### REQUIRED TASK
Scan the data beneath this task and copy each line that includes "components".

### DATA SUPPLIED
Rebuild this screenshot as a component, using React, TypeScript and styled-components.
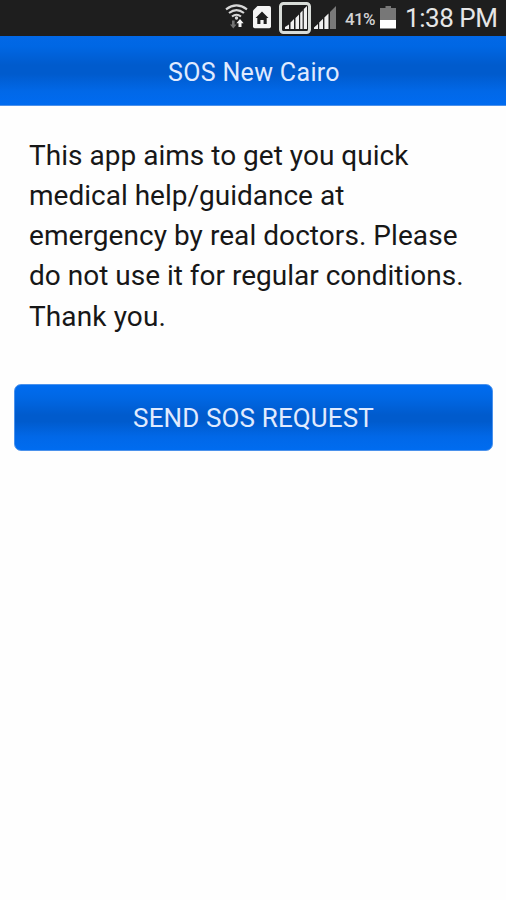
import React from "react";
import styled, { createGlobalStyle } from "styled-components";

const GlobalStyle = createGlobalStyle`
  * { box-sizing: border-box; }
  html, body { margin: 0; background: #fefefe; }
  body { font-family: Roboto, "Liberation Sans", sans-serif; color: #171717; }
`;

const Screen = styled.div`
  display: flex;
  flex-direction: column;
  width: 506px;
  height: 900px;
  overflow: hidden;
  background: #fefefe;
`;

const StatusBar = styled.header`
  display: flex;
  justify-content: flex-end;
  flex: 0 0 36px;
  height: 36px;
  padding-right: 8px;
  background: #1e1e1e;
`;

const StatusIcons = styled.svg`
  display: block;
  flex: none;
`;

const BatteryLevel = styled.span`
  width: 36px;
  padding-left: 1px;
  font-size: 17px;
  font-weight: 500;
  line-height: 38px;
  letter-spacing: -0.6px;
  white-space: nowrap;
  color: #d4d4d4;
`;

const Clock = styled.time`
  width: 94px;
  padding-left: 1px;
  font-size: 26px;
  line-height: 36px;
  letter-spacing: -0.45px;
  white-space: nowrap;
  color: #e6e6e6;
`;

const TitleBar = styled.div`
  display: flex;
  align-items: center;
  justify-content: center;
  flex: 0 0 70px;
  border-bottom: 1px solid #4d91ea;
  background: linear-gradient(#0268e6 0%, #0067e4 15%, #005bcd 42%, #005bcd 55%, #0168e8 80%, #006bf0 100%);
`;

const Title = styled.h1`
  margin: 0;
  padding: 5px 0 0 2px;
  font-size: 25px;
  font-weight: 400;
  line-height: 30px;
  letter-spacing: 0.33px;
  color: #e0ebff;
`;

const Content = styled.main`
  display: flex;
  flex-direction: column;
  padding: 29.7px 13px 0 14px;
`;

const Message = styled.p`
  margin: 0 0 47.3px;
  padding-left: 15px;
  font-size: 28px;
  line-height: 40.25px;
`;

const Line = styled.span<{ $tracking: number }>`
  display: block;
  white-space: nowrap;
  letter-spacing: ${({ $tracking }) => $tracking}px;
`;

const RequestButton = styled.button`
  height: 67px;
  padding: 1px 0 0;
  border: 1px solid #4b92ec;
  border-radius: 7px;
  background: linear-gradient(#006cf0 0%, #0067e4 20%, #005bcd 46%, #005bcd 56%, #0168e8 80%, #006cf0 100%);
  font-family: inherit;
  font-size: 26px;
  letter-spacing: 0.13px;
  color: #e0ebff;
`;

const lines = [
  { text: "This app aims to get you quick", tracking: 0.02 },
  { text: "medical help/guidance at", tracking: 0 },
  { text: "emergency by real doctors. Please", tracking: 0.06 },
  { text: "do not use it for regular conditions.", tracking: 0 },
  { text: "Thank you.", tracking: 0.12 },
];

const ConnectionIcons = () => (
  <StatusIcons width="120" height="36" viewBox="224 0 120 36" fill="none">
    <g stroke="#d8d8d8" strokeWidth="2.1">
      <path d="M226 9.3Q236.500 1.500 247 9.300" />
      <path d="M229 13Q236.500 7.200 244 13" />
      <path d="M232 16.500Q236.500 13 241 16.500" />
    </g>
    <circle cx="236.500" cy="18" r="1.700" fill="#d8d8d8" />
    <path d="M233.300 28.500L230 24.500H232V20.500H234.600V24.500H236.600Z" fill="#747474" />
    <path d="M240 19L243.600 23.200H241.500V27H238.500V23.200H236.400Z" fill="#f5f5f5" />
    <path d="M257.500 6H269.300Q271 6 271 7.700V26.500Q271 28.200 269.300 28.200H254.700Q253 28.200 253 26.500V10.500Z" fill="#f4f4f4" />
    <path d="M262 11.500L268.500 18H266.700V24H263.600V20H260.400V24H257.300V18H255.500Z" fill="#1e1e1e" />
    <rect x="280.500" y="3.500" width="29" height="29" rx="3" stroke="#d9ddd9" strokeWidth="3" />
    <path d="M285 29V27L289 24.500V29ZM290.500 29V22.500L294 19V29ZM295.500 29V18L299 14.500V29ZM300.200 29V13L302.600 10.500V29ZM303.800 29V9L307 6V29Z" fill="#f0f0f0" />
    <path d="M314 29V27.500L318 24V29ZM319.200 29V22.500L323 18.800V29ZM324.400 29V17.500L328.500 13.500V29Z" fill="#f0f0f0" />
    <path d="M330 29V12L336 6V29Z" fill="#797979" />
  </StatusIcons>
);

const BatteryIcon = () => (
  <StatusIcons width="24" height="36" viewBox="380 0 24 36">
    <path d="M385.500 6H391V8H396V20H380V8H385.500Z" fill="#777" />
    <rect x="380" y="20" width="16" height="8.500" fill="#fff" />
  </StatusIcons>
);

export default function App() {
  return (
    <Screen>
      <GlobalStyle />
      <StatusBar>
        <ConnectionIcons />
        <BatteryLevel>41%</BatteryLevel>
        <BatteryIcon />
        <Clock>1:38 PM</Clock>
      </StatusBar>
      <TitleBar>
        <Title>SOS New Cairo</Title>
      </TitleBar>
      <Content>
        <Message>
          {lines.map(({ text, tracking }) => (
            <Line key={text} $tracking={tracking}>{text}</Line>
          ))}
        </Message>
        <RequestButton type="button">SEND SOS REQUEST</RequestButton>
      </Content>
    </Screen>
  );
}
==
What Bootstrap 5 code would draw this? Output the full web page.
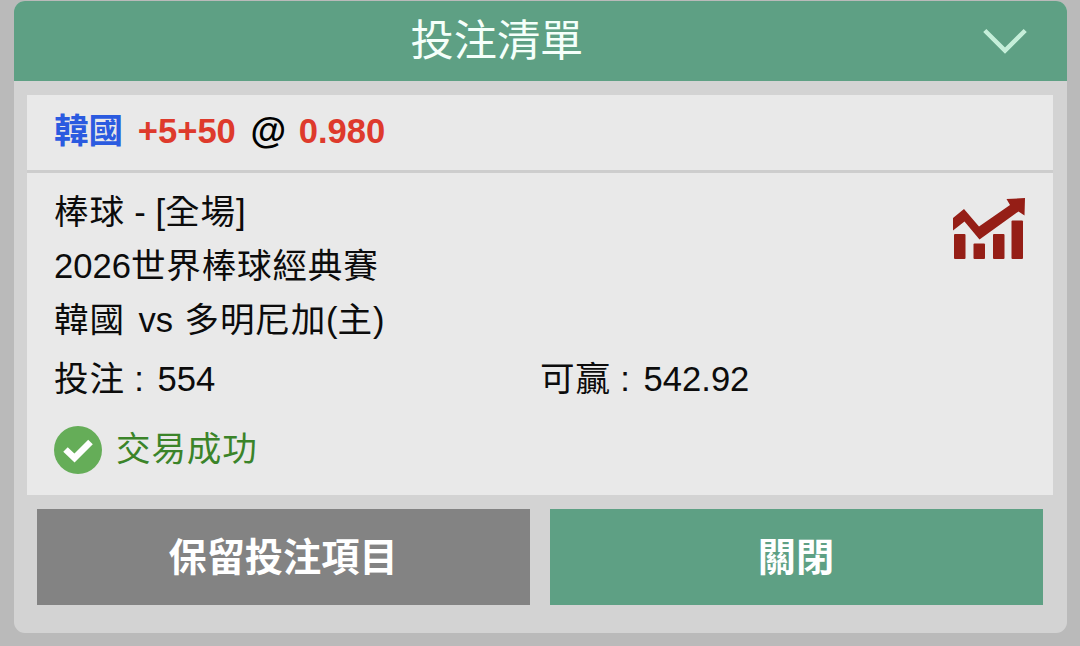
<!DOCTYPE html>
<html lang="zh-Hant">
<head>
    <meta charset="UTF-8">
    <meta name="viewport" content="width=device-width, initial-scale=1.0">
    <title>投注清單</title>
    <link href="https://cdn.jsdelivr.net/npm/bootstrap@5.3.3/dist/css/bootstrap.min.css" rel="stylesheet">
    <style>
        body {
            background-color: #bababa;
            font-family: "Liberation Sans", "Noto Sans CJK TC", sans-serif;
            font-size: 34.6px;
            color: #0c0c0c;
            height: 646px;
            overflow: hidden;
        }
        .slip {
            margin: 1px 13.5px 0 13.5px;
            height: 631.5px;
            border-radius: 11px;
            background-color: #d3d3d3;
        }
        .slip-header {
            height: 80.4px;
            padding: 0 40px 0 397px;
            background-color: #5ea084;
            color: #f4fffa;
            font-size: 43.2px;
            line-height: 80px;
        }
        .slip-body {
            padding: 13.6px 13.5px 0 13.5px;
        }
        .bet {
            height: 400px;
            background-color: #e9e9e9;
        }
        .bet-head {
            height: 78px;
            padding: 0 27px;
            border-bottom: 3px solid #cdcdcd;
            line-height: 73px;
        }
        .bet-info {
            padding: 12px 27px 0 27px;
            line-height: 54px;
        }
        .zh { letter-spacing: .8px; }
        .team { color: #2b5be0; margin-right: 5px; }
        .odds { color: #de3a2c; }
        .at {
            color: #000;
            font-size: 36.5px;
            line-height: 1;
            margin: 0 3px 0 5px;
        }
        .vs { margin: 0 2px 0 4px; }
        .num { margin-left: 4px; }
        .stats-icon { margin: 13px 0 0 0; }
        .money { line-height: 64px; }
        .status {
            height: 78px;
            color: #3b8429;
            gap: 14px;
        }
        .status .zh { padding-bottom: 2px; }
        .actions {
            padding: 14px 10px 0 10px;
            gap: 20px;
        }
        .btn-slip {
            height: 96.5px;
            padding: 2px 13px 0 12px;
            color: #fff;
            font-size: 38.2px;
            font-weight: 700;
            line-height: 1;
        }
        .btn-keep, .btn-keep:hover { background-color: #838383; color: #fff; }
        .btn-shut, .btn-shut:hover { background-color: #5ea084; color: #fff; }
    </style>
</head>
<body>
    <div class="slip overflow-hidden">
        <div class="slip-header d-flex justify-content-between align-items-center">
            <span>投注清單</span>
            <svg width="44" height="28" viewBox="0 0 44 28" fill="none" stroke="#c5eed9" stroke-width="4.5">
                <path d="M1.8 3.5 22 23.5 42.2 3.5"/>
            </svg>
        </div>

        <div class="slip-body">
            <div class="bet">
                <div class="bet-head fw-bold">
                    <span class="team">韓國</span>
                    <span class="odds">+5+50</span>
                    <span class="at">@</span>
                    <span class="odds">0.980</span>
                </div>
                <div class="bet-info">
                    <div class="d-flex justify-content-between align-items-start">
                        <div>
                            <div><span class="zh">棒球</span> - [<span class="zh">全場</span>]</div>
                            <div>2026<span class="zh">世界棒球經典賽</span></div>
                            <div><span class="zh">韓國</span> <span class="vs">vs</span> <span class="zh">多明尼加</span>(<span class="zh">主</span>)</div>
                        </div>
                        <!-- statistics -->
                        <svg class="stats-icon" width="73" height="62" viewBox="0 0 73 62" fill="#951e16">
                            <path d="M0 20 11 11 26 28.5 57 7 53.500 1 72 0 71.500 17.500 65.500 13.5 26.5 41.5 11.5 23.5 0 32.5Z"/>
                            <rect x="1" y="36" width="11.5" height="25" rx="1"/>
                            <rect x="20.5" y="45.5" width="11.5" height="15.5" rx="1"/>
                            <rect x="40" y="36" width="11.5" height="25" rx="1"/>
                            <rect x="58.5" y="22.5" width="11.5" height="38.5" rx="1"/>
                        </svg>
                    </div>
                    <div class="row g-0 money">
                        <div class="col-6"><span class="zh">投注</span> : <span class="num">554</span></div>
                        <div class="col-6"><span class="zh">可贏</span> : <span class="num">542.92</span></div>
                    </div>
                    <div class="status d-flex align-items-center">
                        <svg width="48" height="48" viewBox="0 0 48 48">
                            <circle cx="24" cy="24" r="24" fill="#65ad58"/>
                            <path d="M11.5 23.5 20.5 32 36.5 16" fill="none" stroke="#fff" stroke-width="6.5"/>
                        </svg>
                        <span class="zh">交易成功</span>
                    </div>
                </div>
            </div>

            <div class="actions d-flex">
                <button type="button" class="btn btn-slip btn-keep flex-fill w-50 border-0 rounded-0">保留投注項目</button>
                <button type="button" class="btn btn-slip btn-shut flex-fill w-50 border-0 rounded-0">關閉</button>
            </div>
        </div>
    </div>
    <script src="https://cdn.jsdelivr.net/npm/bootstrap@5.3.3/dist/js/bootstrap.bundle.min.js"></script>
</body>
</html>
==
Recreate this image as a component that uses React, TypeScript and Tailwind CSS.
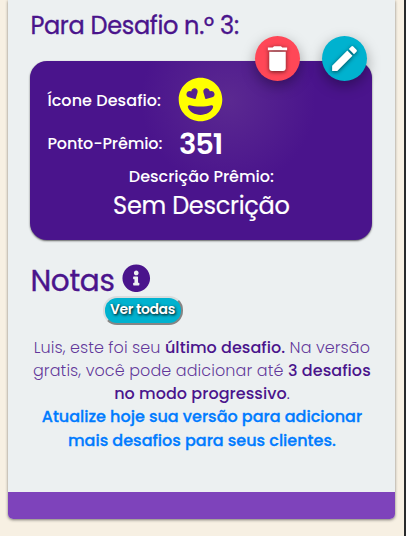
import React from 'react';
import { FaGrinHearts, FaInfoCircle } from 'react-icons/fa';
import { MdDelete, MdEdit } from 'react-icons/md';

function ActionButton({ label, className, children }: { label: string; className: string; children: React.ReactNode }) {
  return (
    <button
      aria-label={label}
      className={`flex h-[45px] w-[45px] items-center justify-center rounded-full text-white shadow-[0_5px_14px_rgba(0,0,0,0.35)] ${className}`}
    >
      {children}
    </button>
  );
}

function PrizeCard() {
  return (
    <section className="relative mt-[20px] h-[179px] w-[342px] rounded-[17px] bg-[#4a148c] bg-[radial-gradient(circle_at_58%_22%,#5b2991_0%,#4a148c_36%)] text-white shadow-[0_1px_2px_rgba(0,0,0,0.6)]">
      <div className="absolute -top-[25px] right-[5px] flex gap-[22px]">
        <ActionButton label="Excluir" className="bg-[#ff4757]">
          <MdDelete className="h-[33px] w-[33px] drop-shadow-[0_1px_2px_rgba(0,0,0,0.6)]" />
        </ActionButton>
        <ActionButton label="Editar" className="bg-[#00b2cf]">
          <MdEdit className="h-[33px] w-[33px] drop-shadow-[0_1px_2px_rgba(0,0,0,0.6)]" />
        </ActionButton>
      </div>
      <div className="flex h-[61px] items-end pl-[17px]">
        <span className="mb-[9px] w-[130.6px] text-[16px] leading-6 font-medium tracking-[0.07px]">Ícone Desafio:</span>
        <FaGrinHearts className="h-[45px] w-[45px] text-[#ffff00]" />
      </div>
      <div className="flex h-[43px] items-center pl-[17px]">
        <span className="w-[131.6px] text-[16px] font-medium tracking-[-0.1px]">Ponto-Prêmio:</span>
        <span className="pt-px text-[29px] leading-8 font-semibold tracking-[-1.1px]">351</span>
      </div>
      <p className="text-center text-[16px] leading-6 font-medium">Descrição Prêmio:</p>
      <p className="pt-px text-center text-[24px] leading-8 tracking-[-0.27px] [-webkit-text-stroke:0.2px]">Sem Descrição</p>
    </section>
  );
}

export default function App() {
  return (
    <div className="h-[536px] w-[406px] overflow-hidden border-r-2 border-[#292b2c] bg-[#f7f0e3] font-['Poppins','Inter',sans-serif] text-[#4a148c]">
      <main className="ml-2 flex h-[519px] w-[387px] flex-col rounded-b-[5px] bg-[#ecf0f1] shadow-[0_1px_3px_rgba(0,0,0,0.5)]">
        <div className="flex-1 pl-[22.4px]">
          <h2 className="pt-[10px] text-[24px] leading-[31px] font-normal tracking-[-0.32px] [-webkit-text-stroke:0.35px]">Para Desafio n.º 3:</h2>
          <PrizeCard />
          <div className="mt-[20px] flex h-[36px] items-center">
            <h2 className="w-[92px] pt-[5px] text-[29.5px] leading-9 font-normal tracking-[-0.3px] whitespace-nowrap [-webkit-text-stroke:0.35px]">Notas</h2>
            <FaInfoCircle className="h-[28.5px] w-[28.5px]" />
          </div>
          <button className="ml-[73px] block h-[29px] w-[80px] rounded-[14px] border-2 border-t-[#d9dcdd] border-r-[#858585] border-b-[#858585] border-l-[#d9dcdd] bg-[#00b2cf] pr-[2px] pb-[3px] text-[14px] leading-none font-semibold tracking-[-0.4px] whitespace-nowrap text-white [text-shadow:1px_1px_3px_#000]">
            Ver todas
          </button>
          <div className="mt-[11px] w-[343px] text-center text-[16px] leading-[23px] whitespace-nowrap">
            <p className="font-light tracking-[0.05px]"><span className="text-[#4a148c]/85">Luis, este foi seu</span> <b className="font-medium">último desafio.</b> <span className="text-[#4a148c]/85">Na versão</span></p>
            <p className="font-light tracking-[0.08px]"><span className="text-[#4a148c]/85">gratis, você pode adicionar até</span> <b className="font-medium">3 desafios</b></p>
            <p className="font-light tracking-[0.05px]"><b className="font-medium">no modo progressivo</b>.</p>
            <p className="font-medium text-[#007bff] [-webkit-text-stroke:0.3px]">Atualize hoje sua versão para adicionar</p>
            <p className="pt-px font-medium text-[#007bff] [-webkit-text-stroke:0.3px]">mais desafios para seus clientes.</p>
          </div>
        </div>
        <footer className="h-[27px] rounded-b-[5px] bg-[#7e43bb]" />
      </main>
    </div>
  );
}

### THE RESPONSE
Rebuild this screenshot as a component, using React, TypeScript and styled-components.
import styled, { createGlobalStyle } from "styled-components";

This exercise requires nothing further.